Building a PAA-First Optimization Strategy
To move from tracking to winning, use your ranking data to prioritize your efforts. Focus on keywords with high search volume where you already rank in positions 1-5. These pages are already considered authoritative by Google, making them the most likely candidates to be selected for a PAA snippet. Update these pages by adding a "Common Questions" section that uses the exact phrasing found in your PAA tracking reports. By closing these gaps, you turn a threat to your organic CTR into a tool for dominating the SERP.
Frequently Asked Questions
Does winning a PAA box help my organic ranking?
While a PAA win does not directly "boost" your organic position, it increases your total SERP real estate. Often, a site will rank both in the PAA box and in the traditional organic results, effectively doubling its presence and increasing the likelihood of a click.
How often do PAA questions change for a specific keyword?
PAA questions are highly volatile.

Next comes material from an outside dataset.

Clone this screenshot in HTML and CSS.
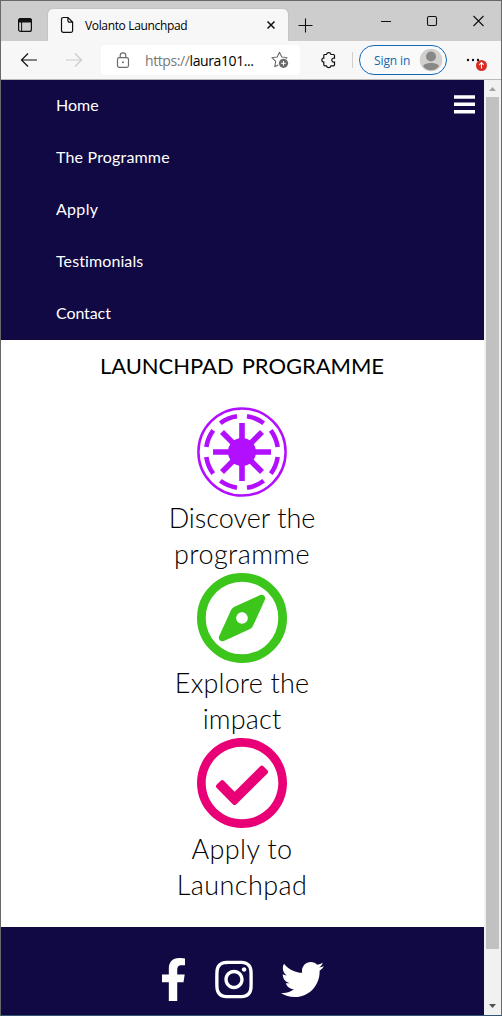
FILE: index.html
```html
<!DOCTYPE html>
<html lang="en">
<head>
<meta charset="utf-8">
<title>Volanto Launchpad</title>
<link rel="stylesheet" href="styles.css">
</head>
<body>
<div class="window">
  <div class="tabbar">
    <svg class="tab-actions" width="16" height="16" viewBox="0 0 16 16"><rect x="1.6" y="1.6" width="12.8" height="12.8" rx="2" fill="none" stroke="#111" stroke-width="1.2"/><path d="M1.5 5V3.5a2 2 0 0 1 2-2h9a2 2 0 0 1 2 2V5zM4.6 5v9" stroke="#111" fill="#111"/></svg>
    <div class="tab">
      <svg width="14" height="18" viewBox="0 0 14 18"><path d="M3.2 1.5H8L12.6 6v8.6a1.7 1.7 0 0 1-1.7 1.7H3.2a1.7 1.7 0 0 1-1.7-1.7V3.200a1.700 1.700 0 0 1 1.700-1.700zM7.900 1.600v3a1.600 1.600 0 0 0 1.600 1.600h3" fill="none" stroke="#111" stroke-width="1.2"/></svg>
      <span class="tab-title">Volanto Launchpad</span>
      <svg class="tab-close" width="10" height="10" viewBox="0 0 10 10"><path d="M1.500 1.500l7 7M8.500 1.500l-7 7" stroke="#111" stroke-width="1.500"/></svg>
    </div>
    <svg class="new-tab" width="16" height="16" viewBox="0 0 16 16"><path d="M0.500 8.500h14M7.500 1.500v14" stroke="#111" stroke-width="1.100"/></svg>
    <svg class="win-controls" width="104" height="14" viewBox="0 0 104 14"><path d="M0 7.500h10M92.500 2l10 10M102.500 2l-10 10" stroke="#111" stroke-width="1.100"/><rect x="46.500" y="2.500" width="9" height="9" rx="1.500" fill="none" stroke="#111" stroke-width="1.100"/></svg>
  </div>
  <div class="toolbar">
    <svg class="back" width="18" height="16" viewBox="0 0 18 16"><path d="M1.500 8H17M8 1.500L1.500 8 8 14.500" fill="none" stroke="#111" stroke-width="1.200"/></svg>
    <svg class="forward" width="18" height="16" viewBox="0 0 18 16"><path d="M1 8H16.500M10 1.500L16.500 8 10 14.500" fill="none" stroke="#ccc" stroke-width="1.200"/></svg>
    <div class="address">
      <svg width="14" height="17" viewBox="0 0 14 17"><rect x="1.500" y="5.600" width="11" height="9.800" rx="1.800" fill="none" stroke="#6b6b6b" stroke-width="1.200"/><path d="M4.200 5.500V3.600a2.800 2.800 0 0 1 5.600 0v1.900" fill="none" stroke="#6b6b6b" stroke-width="1.200"/><circle cx="7" cy="10.300" r="1" fill="#6b6b6b"/></svg>
      <span class="url"><span class="scheme">https://</span>laura101...</span>
      <svg class="star" width="20" height="19" viewBox="0 0 20 19"><path d="M8.500 1.200l2.300 4.800 5.300.7-3.900 3.700.9 5.200-4.600-2.400-4.700 2.500.900-5.300L.900 6.700l5.300-.7z" fill="none" stroke="#6b6b6b" stroke-width="1.100" stroke-linejoin="round"/><circle cx="12.500" cy="12.300" r="5.500" fill="#fff"/><circle cx="12.500" cy="12.300" r="4.600" fill="#6b6b6b"/><path d="M10.200 12.300h4.600M12.500 10v4.600" stroke="#fff"/></svg>
    </div>
    <svg class="puzzle" width="16" height="18" viewBox="0 0 16 18"><path d="M3.800 3.500H5.500a2.300 2.300 0 0 1 4.500 0h2.500a1 1 0 0 1 1 1v2.600a2.100 2.100 0 1 0 0 4v2.700a1 1 0 0 1-1 1H10a2.300 2.300 0 0 1-4.500 0H3.800a1 1 0 0 1-1-1v-2.700a2 2 0 0 1 0-4V4.500a1 1 0 0 1 1-1z" fill="none" stroke="#111" stroke-width="1.200"/></svg>
    <div class="divider"></div>
    <div class="signin"><span>Sign in</span>
      <svg width="24" height="24" viewBox="0 0 24 24"><circle cx="12" cy="12" r="11.300" fill="#d2d0ce"/><circle cx="12" cy="8.500" r="5" fill="#8a8886"/><path d="M4 18.200C5.500 14 18.500 14 20 18.200 16 23.500 8 23.500 4 18.200z" fill="#8a8886"/></svg>
    </div>
    <svg class="more" width="22" height="16" viewBox="0 0 22 16"><g fill="#111"><circle cx="2" cy="5" r="1.200"/><circle cx="7" cy="5" r="1.200"/><circle cx="12" cy="5" r="1.200"/></g><circle cx="15.500" cy="10.500" r="5.500" fill="#d92c23"/><path d="M15.500 13.500V8M13.300 9.800l2.200-2.200 2.200 2.200" fill="none" stroke="#fff" stroke-width="1.100"/></svg>
  </div>
  <div class="viewport">
    <div class="page">
      <header class="site-header">
        <nav class="nav">
          <a class="nav-link">Home</a>
          <a class="nav-link programme">The Programme</a>
          <a class="nav-link apply">Apply</a>
          <a class="nav-link testimonials">Testimonials</a>
          <a class="nav-link contact">Contact</a>
        </nav>
        <svg class="burger" width="21" height="19" viewBox="0 0 21 19"><path d="M0 2h21M0 9.300h21M0 16.700h21" stroke="#fff" stroke-width="3.500"/></svg>
      </header>
      <main class="main">
        <h1 class="title">LAUNCHPAD PROGRAMME</h1>
        <section class="card">
          <svg class="card-icon" viewBox="-45 -45 90 90"><g fill="none" stroke="#b30fff"><circle r="43.600" stroke-width="2.500"/><circle r="36" stroke-width="4.600" pathLength="360" stroke-dasharray="29 16" stroke-dashoffset="-8"/><path d="M-29 0H29M0-29V29" stroke-width="5.600"/><path d="M-20-20L20 20M20-20L-20 20" stroke-width="5.600"/></g><circle r="14" fill="#b30fff"/></svg>
          <p class="card-text">Discover the<br><span class="wide">programme</span></p>
        </section>
        <section class="card">
          <svg class="card-icon" viewBox="8 8 496 496"><path fill="#3cc51b" d="M347.940 129.860L203.600 195.830a31.938 31.938 0 0 0-15.770 15.770l-65.970 144.340c-7.610 16.650 9.540 33.810 26.200 26.200l144.340-65.970a31.938 31.938 0 0 0 15.770-15.770l65.970-144.340c7.600-16.660-9.540-33.810-26.200-26.200zm-77.360 148.720c-12.470 12.470-32.690 12.470-45.160 0-12.470-12.470-12.470-32.690 0-45.160 12.470-12.470 32.690-12.470 45.160 0 12.470 12.470 12.470 32.690 0 45.160z" transform="translate(8 0)"/><circle cx="256" cy="256" r="224" fill="none" stroke="#3cc51b" stroke-width="48"/></svg>
          <p class="card-text"><span class="slight">Explore the</span><br><span class="slight">impact</span></p>
        </section>
        <section class="card">
          <svg class="card-icon" viewBox="8 8 496 496"><path fill="#e90076" d="M256 8C119.033 8 8 119.033 8 256s111.033 248 248 248 248-111.033 248-248S392.967 8 256 8zm0 48c110.532 0 200 89.451 200 200 0 110.532-89.451 200-200 200-110.532 0-200-89.451-200-200 0-110.532 89.451-200 200-200m140.204 130.267l-22.536-22.718c-4.667-4.705-12.265-4.736-16.970-.068L215.346 303.697l-59.792-60.277c-4.667-4.705-12.265-4.736-16.970-.069l-22.719 22.536c-4.705 4.667-4.736 12.265-.068 16.971l90.781 91.516c4.667 4.705 12.265 4.736 16.970.068l172.589-171.204c4.704-4.668 4.734-12.266.067-16.971z"/></svg>
          <p class="card-text"><span class="wide">Apply to</span><br><span class="wide">Launchpad</span></p>
        </section>
      </main>
      <footer class="site-footer">
        <svg width="27" height="43" viewBox="0 0 320 512" fill="#fff"><path d="M279.140 288l14.220-92.660h-88.910v-60.130c0-25.350 12.420-50.060 52.240-50.060h40.420V6.260S260.430 0 225.360 0c-73.220 0-121.080 44.380-121.080 124.720v70.620H22.890V288h81.390v224h100.170V288z"/></svg>
        <svg width="38" height="43" viewBox="0 0 448 512" fill="#fff"><path d="M224.100 141c-63.600 0-114.900 51.300-114.900 114.900s51.300 114.900 114.900 114.900S339 319.500 339 255.900 287.700 141 224.100 141zm0 189.600c-41.100 0-74.700-33.500-74.700-74.700s33.500-74.700 74.700-74.700 74.700 33.500 74.700 74.700-33.600 74.700-74.700 74.700zm146.400-194.300c0 14.900-12 26.800-26.800 26.800-14.900 0-26.800-12-26.800-26.800s12-26.800 26.800-26.800 26.800 12 26.800 26.800zm76.100 27.200c-1.700-35.900-9.900-67.700-36.200-93.900-26.200-26.200-58-34.400-93.900-36.200-37-2.100-147.900-2.100-184.900 0-35.800 1.700-67.600 9.900-93.900 36.100s-34.400 58-36.200 93.900c-2.100 37-2.100 147.900 0 184.900 1.700 35.900 9.900 67.700 36.200 93.900s58 34.400 93.900 36.200c37 2.100 147.900 2.100 184.900 0 35.900-1.700 67.700-9.900 93.900-36.200 26.200-26.200 34.400-58 36.200-93.900 2.100-37 2.100-147.800 0-184.800zM398.800 388c-7.800 19.600-22.900 34.700-42.600 42.600-29.500 11.700-99.500 9-132.100 9s-102.700 2.600-132.100-9c-19.600-7.800-34.700-22.900-42.600-42.600-11.700-29.500-9-99.500-9-132.100s-2.600-102.700 9-132.100c7.800-19.600 22.900-34.700 42.600-42.600 29.500-11.700 99.500-9 132.100-9s102.700-2.600 132.100 9c19.600 7.800 34.700 22.900 42.600 42.600 11.700 29.500 9 99.500 9 132.100s2.700 102.700-9 132.100z"/></svg>
        <svg width="43" height="43" viewBox="0 0 512 512" fill="#fff"><path d="M459.370 151.716c.325 4.548.325 9.097.325 13.645 0 138.720-105.583 298.558-298.558 298.558-59.452 0-114.680-17.219-161.137-47.106 8.447.974 16.568 1.299 25.340 1.299 49.055 0 94.213-16.568 130.274-44.832-46.132-.975-84.792-31.188-98.112-72.772 6.498.974 12.995 1.624 19.818 1.624 9.421 0 18.843-1.300 27.614-3.573-48.081-9.747-84.143-51.980-84.143-102.985v-1.299c13.969 7.797 30.214 12.670 47.431 13.319-28.264-18.843-46.781-51.005-46.781-87.391 0-19.492 5.197-37.360 14.294-52.954 51.655 63.675 129.300 105.258 216.365 109.807-1.624-7.797-2.599-15.918-2.599-24.040 0-57.828 46.782-104.934 104.934-104.934 30.213 0 57.502 12.670 76.670 33.137 23.715-4.548 46.456-13.320 66.599-25.340-7.798 24.366-24.366 44.833-46.132 57.827 21.117-2.273 41.584-8.122 60.426-16.243-14.292 20.791-32.161 39.308-52.628 54.253z"/></svg>
      </footer>
    </div>
    <div class="scrollbar">
      <svg width="17" height="17" viewBox="0 0 17 17"><path d="M5 11l3.500-4L12 11z" fill="#a3a3a3"/></svg>
      <div class="thumb"></div>
      <svg width="17" height="17" viewBox="0 0 17 17"><path d="M5 6l3.500 4L12 6z" fill="#505050"/></svg>
    </div>
  </div>
</div>
</body>
</html>
```
FILE: styles.css
```css
* { box-sizing: border-box; }
body { margin: 0; font-family: Lato, sans-serif; font-variant-ligatures: none; color: #000; overflow: hidden; }
svg { display: block; flex: none; }
.window { width: 502px; height: 1016px; display: flex; flex-direction: column; border: 1px solid #686868; border-bottom-color: #315674; background: #fff; }
.tabbar { height: 40px; flex: none; background: #cdcdcd; display: flex; align-items: flex-end; font-family: "Open Sans", sans-serif; }
.tab-actions { margin: 0 15px 8px 16px; }
.tab { width: 240px; height: 32px; background: #f7f7f7; border-radius: 5px 5px 0 0; display: flex; align-items: center; padding: 0 12px; box-shadow: 0 0 2px #aaa; clip-path: inset(-3px -3px 0 -3px); }
.tab-title { margin-left: 11px; font-size: 12px; letter-spacing: -0.35px; flex: 1; white-space: nowrap; }
.new-tab { margin: 0 67px 8px 10px; }
.win-controls { margin-bottom: 13px; }
.toolbar { height: 39px; flex: none; background: #f7f7f7; border-bottom: 1px solid #b9b9b9; display: flex; align-items: center; font-family: "Open Sans", sans-serif; }
.back { margin-left: 19px; }
.forward { margin-left: 27px; }
.address { width: 199px; height: 30px; margin-left: 18px; background: #fff; border-radius: 4px; display: flex; align-items: center; padding-left: 15px; }
.url { font-size: 14px; margin-left: 15px; letter-spacing: -0.4px; width: 126px; white-space: nowrap; }
.scheme { color: #777; }
.puzzle { margin-left: 21px; }
.divider { width: 1px; height: 16px; background: #d0d0d0; margin: 0 6px 0 15px; }
.signin { width: 88px; height: 30px; border: 1px solid #1069b5; border-radius: 15px; display: flex; align-items: center; justify-content: space-between; padding: 0 3px 0 14px; color: #1069b5; font-size: 12px; letter-spacing: -0.1px; background: #fafafa; }
.more { margin: 5px 0 0 19px; }
.viewport { flex: 1; display: flex; min-height: 0; }
.page { width: 483px; display: flex; flex-direction: column; }
.site-header { height: 260px; flex: none; background: #100943; display: flex; justify-content: space-between; padding-right: 9px; }
.nav { padding-left: 55px; display: flex; flex-direction: column; }
.nav-link { height: 52px; line-height: 50px; color: #fff; font-size: 16px; }
.programme { letter-spacing: 0.18px; }
.apply { letter-spacing: 0.3px; }
.testimonials { letter-spacing: 0.1px; }
.contact { letter-spacing: -0.1px; }
.burger { margin-top: 15px; }
.main { height: 587px; flex: none; display: flex; flex-direction: column; align-items: center; padding-right: 1px; }
.title { margin: 0 0 31px; padding-top: 15px; font-size: 22px; line-height: 21px; font-weight: 400; white-space: nowrap; letter-spacing: -0.05px; word-spacing: 2.500px; }
.card { display: flex; flex-direction: column; align-items: center; height: 165.500px; }
.card-icon { width: 90px; height: 90px; }
.card-text { margin: 2.500px 0 0; font-size: 27px; line-height: 36px; font-weight: 300; text-align: center; }
.wide { letter-spacing: 0.4px; }
.slight { letter-spacing: 0.15px; }
.site-footer { flex: 1; background: #100943; display: flex; justify-content: center; gap: 28px; padding: 31px 1px 0 0; }
.scrollbar { width: 17px; background: #f1f1f1; display: flex; flex-direction: column; align-items: center; justify-content: space-between; }
.thumb { width: 13px; height: 852px; margin-bottom: 49px; background: #c1c1c1; }
```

They can change based on seasonal trends, news cycles, or updates to Google’s Knowledge Graph. Frequent tracking (daily or weekly) is necessary to ensure you haven't lost a high-value placement to a competitor’s updated content.
Can I track PAA on mobile vs. desktop separately?
Yes, and you should. SERP layouts differ significantly between devices. PAA boxes often appear higher in mobile results to accommodate smaller screens, making PAA ownership even more critical for mobile-first industries like local services or e-commerce.
Does FAQ schema guarantee a PAA placement?
No. While FAQ schema helps Google understand your content, PAA results are often pulled from standard paragraph text or lists that Google deems the best answer. Schema is a helpful signal, but content structure and relevance are the primary drivers of PAA wins.